循蹈头也不回地迈开步子,只有声音飘过来:“给张玑打电话,快点!”
刚进入大学校园,处处都是新鲜。各种社团、新识的朋友、知名的教授、独立的生活,张玑滔滔不绝。
说到可以通宵打游戏时,简直两眼放光。
循蹈急着插嘴:“那你们上课呢?”
“还可以吧,休息的时间还是很多的。”张玑得意地笑,猛灌一口啤酒,五官都舒展开,一副小幸福大满足的模样。
“哎——我们就惨了,医学高等数学,医学物理,医学英语,有机化学,无机化学,组胚,系解,细生——你们信吗?我想念高三了,比这儿还轻松些。”循蹈掰着手指一个个道来。
“这都是什么啊?”
“组织学与胚胎学、系统解剖学、细胞生物学,说了你也不懂。”
“解剖死尸啊?那不是法医干的事儿吗?”
“那倒不是,所有学医的都要学解剖。”一直缄口聆听的周莫尔平静地回应。
“对呀,据说我们大体老师的宿舍楼吓跑过好几批工人呢!”循蹈挤弄着眼睛,拿腔作势对着张玑低语。

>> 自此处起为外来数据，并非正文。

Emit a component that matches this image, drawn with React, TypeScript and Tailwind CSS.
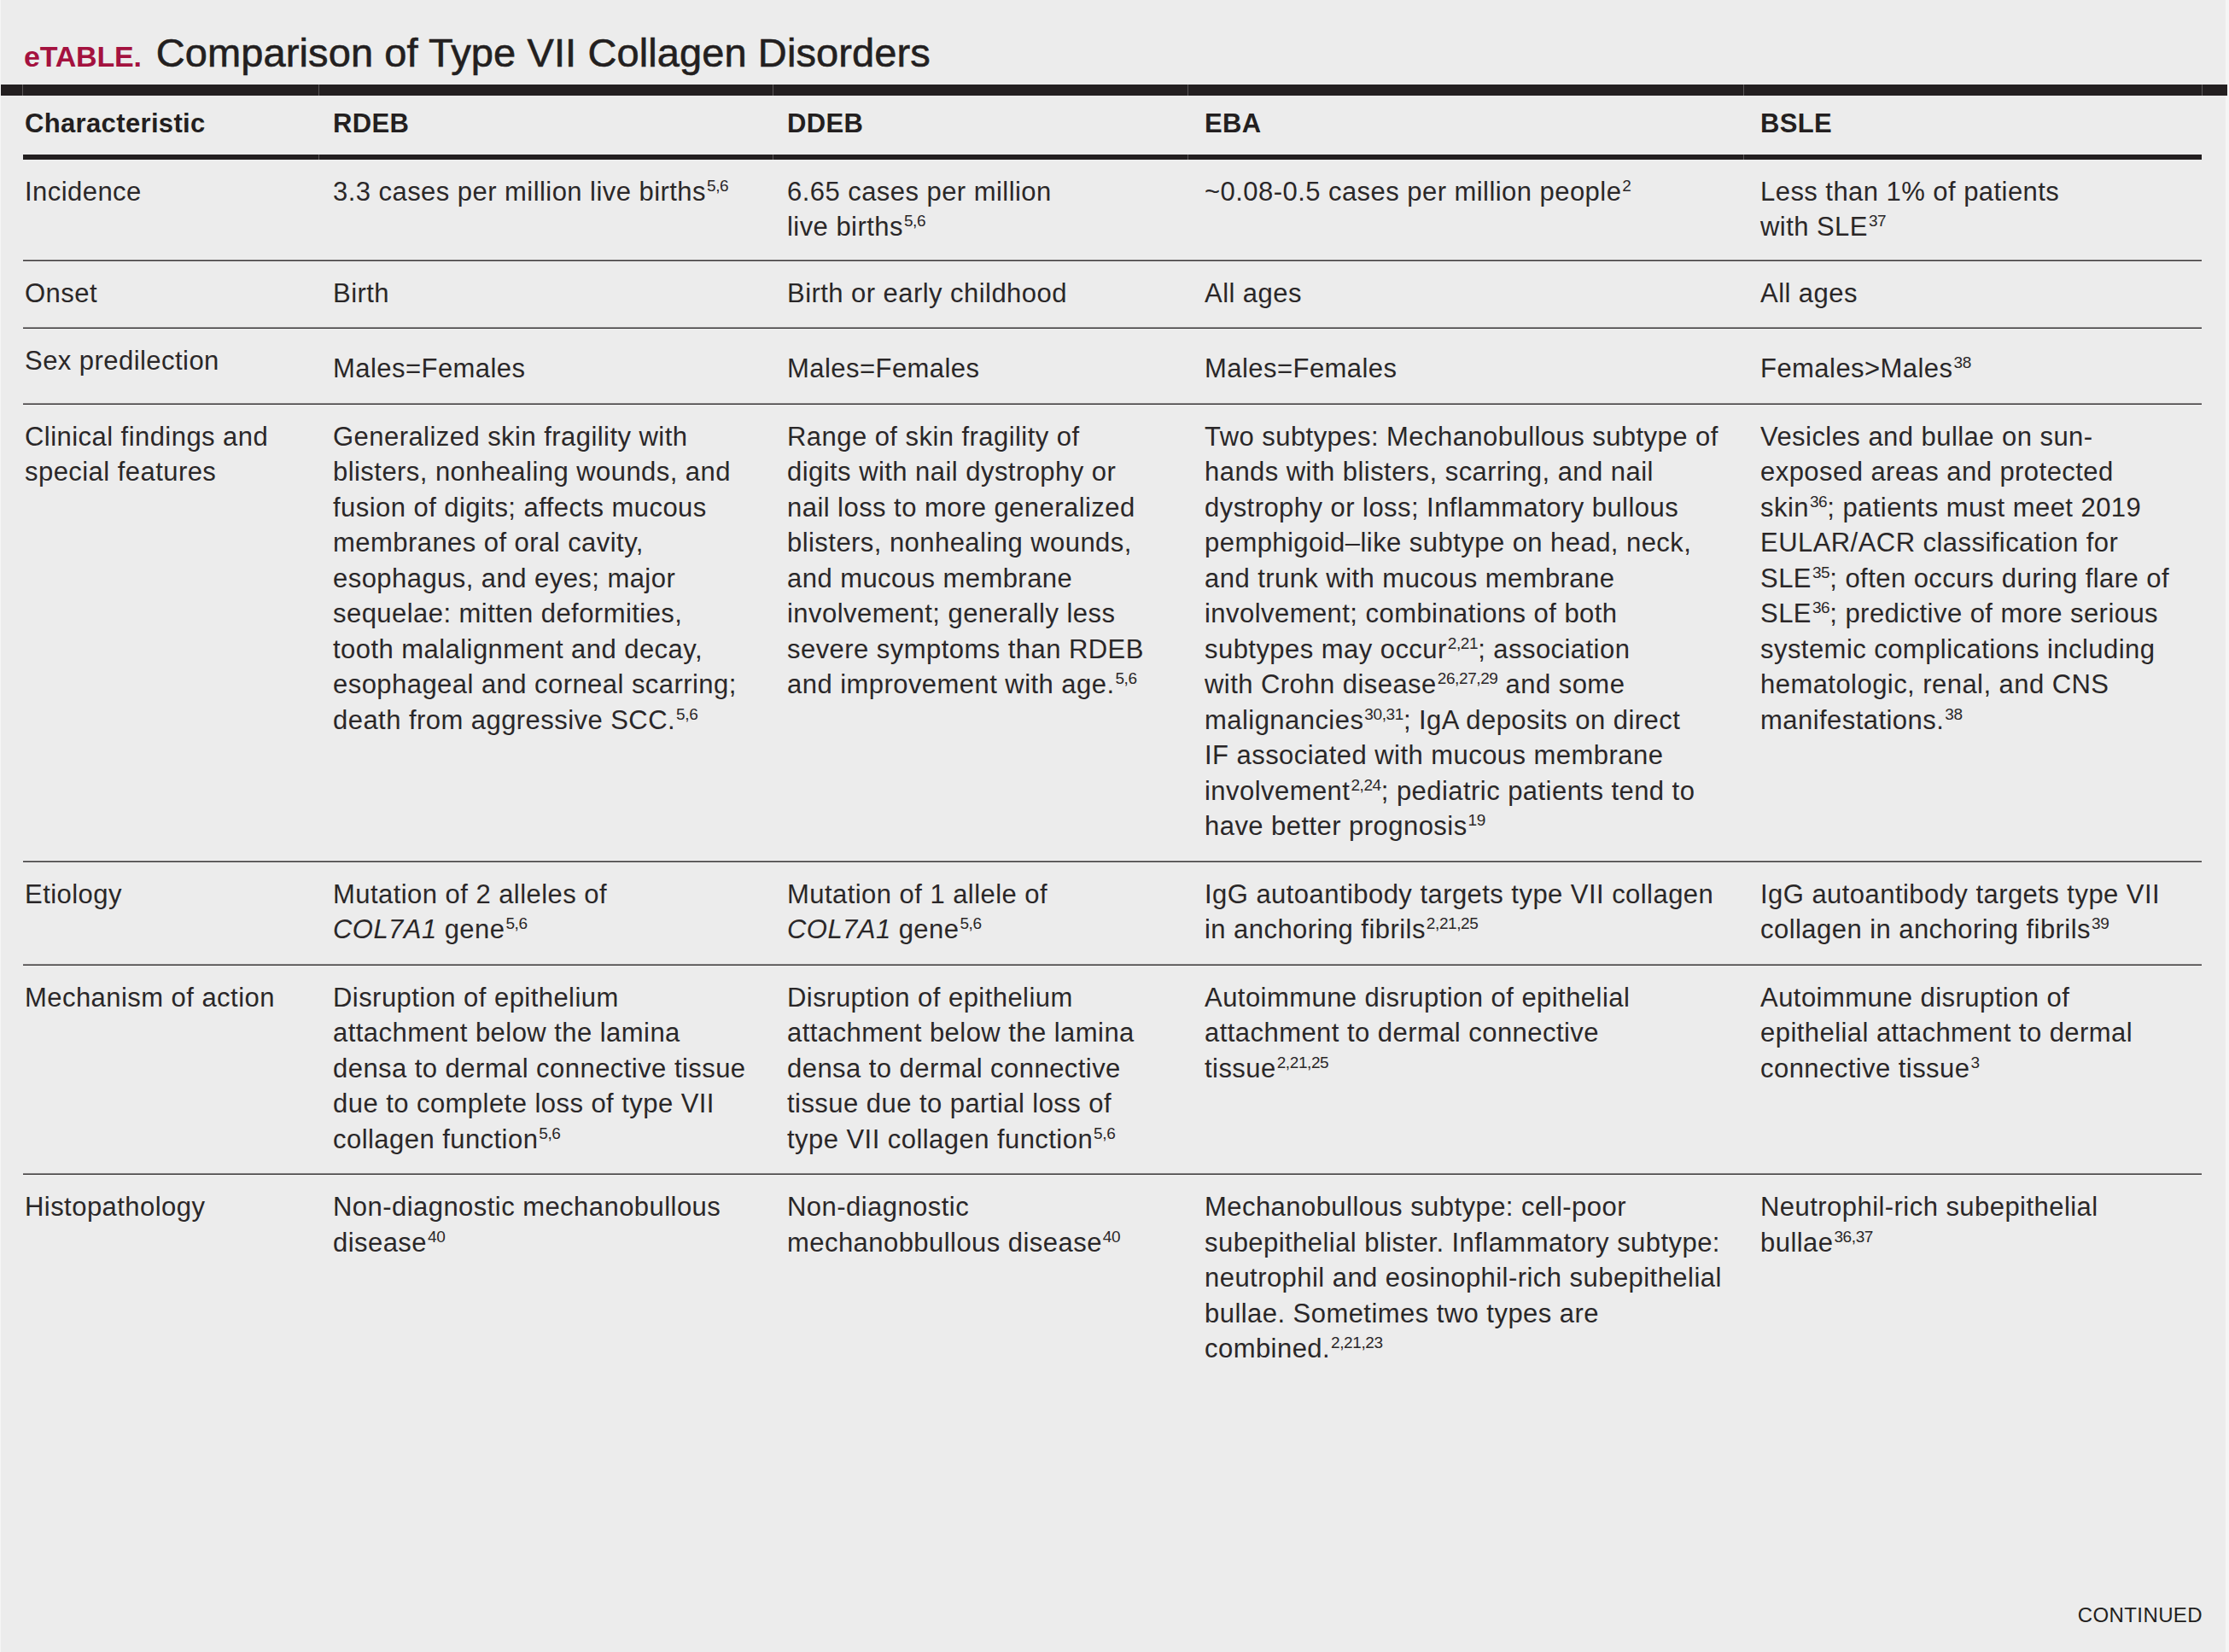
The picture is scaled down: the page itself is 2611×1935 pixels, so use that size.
import React from "react";

const Sup = ({ c }: { c: string }) => (
  <sup className="text-[19px] -top-[11px] tracking-[-0.4px] ml-[1px]">{c}</sup>
);

type Line = React.ReactNode;
type Row = {
  label: Line[];
  cells: Line[][];
  pt?: string;
  pb?: string;
  cellPt?: string;
};

const rows: Row[] = [
  {
    label: ["Incidence"],
    pb: "pb-[17px]",
    cells: [
      [<>3.3 cases per million live births<Sup c="5,6" /></>],
      ["6.65 cases per million", <>live births<Sup c="5,6" /></>],
      [<>~0.08-0.5 cases per million people<Sup c="2" /></>],
      ["Less than 1% of patients", <>with SLE<Sup c="37" /></>],
    ],
  },
  {
    label: ["Onset"],
    cells: [["Birth"], ["Birth or early childhood"], ["All ages"], ["All ages"]],
  },
  {
    label: ["Sex predilection"],
    cellPt: "pt-[26px]",
    cells: [
      ["Males=Females"],
      ["Males=Females"],
      ["Males=Females"],
      [<>Females&gt;Males<Sup c="38" /></>],
    ],
  },
  {
    label: ["Clinical findings and", "special features"],
    cells: [
      [
        "Generalized skin fragility with",
        "blisters, nonhealing wounds, and",
        "fusion of digits; affects mucous",
        "membranes of oral cavity,",
        "esophagus, and eyes; major",
        "sequelae: mitten deformities,",
        "tooth malalignment and decay,",
        "esophageal and corneal scarring;",
        <>death from aggressive SCC.<Sup c="5,6" /></>,
      ],
      [
        "Range of skin fragility of",
        "digits with nail dystrophy or",
        "nail loss to more generalized",
        "blisters, nonhealing wounds,",
        "and mucous membrane",
        "involvement; generally less",
        "severe symptoms than RDEB",
        <>and improvement with age.<Sup c="5,6" /></>,
      ],
      [
        "Two subtypes: Mechanobullous subtype of",
        "hands with blisters, scarring, and nail",
        "dystrophy or loss; Inflammatory bullous",
        "pemphigoid\u2013like subtype on head, neck,",
        "and trunk with mucous membrane",
        "involvement; combinations of both",
        <>subtypes may occur<Sup c="2,21" />; association</>,
        <>with Crohn disease<Sup c="26,27,29" /> and some</>,
        <>malignancies<Sup c="30,31" />; IgA deposits on direct</>,
        "IF associated with mucous membrane",
        <>involvement<Sup c="2,24" />; pediatric patients tend to</>,
        <>have better prognosis<Sup c="19" /></>,
      ],
      [
        "Vesicles and bullae on sun-",
        "exposed areas and protected",
        <>skin<Sup c="36" />; patients must meet 2019</>,
        "EULAR/ACR classification for",
        <>SLE<Sup c="35" />; often occurs during flare of</>,
        <>SLE<Sup c="36" />; predictive of more serious</>,
        "systemic complications including",
        "hematologic, renal, and CNS",
        <>manifestations.<Sup c="38" /></>,
      ],
    ],
  },
  {
    label: ["Etiology"],
    cells: [
      ["Mutation of 2 alleles of", <><i>COL7A1</i> gene<Sup c="5,6" /></>],
      ["Mutation of 1 allele of", <><i>COL7A1</i> gene<Sup c="5,6" /></>],
      [
        "IgG autoantibody targets type VII collagen",
        <>in anchoring fibrils<Sup c="2,21,25" /></>,
      ],
      [
        "IgG autoantibody targets type VII",
        <>collagen in anchoring fibrils<Sup c="39" /></>,
      ],
    ],
  },
  {
    label: ["Mechanism of action"],
    cells: [
      [
        "Disruption of epithelium",
        "attachment below the lamina",
        "densa to dermal connective tissue",
        "due to complete loss of type VII",
        <>collagen function<Sup c="5,6" /></>,
      ],
      [
        "Disruption of epithelium",
        "attachment below the lamina",
        "densa to dermal connective",
        "tissue due to partial loss of",
        <>type VII collagen function<Sup c="5,6" /></>,
      ],
      [
        "Autoimmune disruption of epithelial",
        "attachment to dermal connective",
        <>tissue<Sup c="2,21,25" /></>,
      ],
      [
        "Autoimmune disruption of",
        "epithelial attachment to dermal",
        <>connective tissue<Sup c="3" /></>,
      ],
    ],
  },
  {
    label: ["Histopathology"],
    cells: [
      ["Non-diagnostic mechanobullous", <>disease<Sup c="40" /></>],
      ["Non-diagnostic", <>mechanobbullous disease<Sup c="40" /></>],
      [
        "Mechanobullous subtype: cell-poor",
        "subepithelial blister. Inflammatory subtype:",
        "neutrophil and eosinophil-rich subepithelial",
        "bullae. Sometimes two types are",
        <>combined.<Sup c="2,21,23" /></>,
      ],
      ["Neutrophil-rich subepithelial", <>bullae<Sup c="36,37" /></>],
    ],
  },
];

const colPad = ["pl-[2px]", "pl-[17px]", "pl-[17px]", "pl-[20px]", "pl-[20px]"];
const gridCols = "grid grid-cols-[346px_532px_486px_651px_537px]";

function Lines({ lines }: { lines: Line[] }) {
  return (
    <>
      {lines.map((l, i) => (
        <div key={i} className="whitespace-nowrap">
          {l}
        </div>
      ))}
    </>
  );
}

function TableBar({ h }: { h: string }) {
  return (
    <div className={`flex ${h}`}>
      <div className="w-[346px] bg-[#231f20]" />
      <div className="w-px bg-[#5a5758]" />
      <div className="w-[531px] bg-[#231f20]" />
      <div className="w-px bg-[#5a5758]" />
      <div className="w-[485px] bg-[#231f20]" />
      <div className="w-px bg-[#5a5758]" />
      <div className="w-[650px] bg-[#231f20]" />
      <div className="w-px bg-[#5a5758]" />
      <div className="flex-1 bg-[#231f20]" />
    </div>
  );
}

export default function App() {
  return (
    <div className="w-[2611px] h-[1935px] bg-[#ececec] border-l border-r-[4px] border-[#f5f5f5] flex flex-col font-['Liberation_Sans',Arial,sans-serif] text-[#231f20]">
      <div className="pl-[27px] pt-[38px] pb-[9px] flex items-baseline leading-[47px]">
        <span className="text-[34px] font-bold text-[#a4123f] tracking-[-0.2px]">eTABLE.</span>
        <span className="ml-[17px] text-[47px] tracking-[0.1px] [-webkit-text-stroke:0.6px_#231f20]">
          Comparison of Type VII Collagen Disorders
        </span>
      </div>

      <div className="flex h-[13px] -mr-[2px]">
        <div className="w-[25px] bg-[#231f20]" />
        <div className="w-px bg-[#5a5758]" />
        <div className="w-[346px] bg-[#231f20]" />
        <div className="w-px bg-[#5a5758]" />
        <div className="w-[531px] bg-[#231f20]" />
        <div className="w-px bg-[#5a5758]" />
        <div className="w-[485px] bg-[#231f20]" />
        <div className="w-px bg-[#5a5758]" />
        <div className="w-[650px] bg-[#231f20]" />
        <div className="w-px bg-[#5a5758]" />
        <div className="w-[536px] bg-[#231f20]" />
        <div className="w-px bg-[#5a5758]" />
        <div className="flex-1 bg-[#231f20]" />
      </div>

      <div className="ml-[26px] mr-[28px] flex flex-col">
        <div className={`${gridCols} pt-[12px] pb-[15px] text-[31px] leading-[41.5px] font-bold tracking-[0.35px]`}>
          {["Characteristic", "RDEB", "DDEB", "EBA", "BSLE"].map((h, i) => (
            <div key={h} className={`${colPad[i]} whitespace-nowrap`}>
              {h}
            </div>
          ))}
        </div>
        <TableBar h="h-[6px]" />

        {rows.map((r, ri) => (
          <div key={ri}>
            <div className={`${gridCols} text-[31px] leading-[41.5px] tracking-[0.45px] text-[#2a2728]`}>
              <div className={`${colPad[0]} pt-[17px] ${r.pb ?? "pb-[19px]"}`}>
                <Lines lines={r.label} />
              </div>
              {r.cells.map((c, ci) => (
                <div key={ci} className={`${colPad[ci + 1]} ${r.cellPt ?? "pt-[17px]"} ${r.pb ?? "pb-[19px]"}`}>
                  <Lines lines={c} />
                </div>
              ))}
            </div>
            {ri < rows.length - 1 && (
              <div className="flex flex-col">
                <div className="h-px bg-[#8e8c8d]" />
                <div className="h-px bg-[#3a3738]" />
              </div>
            )}
          </div>
        ))}
      </div>

      <div className="flex-1" />
      <div className="flex justify-end pr-[27px] pb-[31px] text-[24px] leading-[24px] tracking-[0.4px]">
        CONTINUED
      </div>
    </div>
  );
}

“什么意思啊?循,什么是大体老师?老师的宿舍楼有什么好怕的?”
“大体老师是医学界对遗体捐赠者的尊称,这些遗体是我们第一个手术的‘患者’,我们从他们身上掌握了人体知识,他们为医学事业做出了巨大的贡献,所以当然算医学生的老师,他们的宿舍楼就是解剖楼啊!”
“啧啧啧——循蹈,我现在看着你,凉气已经开始从脚心往上窜了,肃然起敬啊!”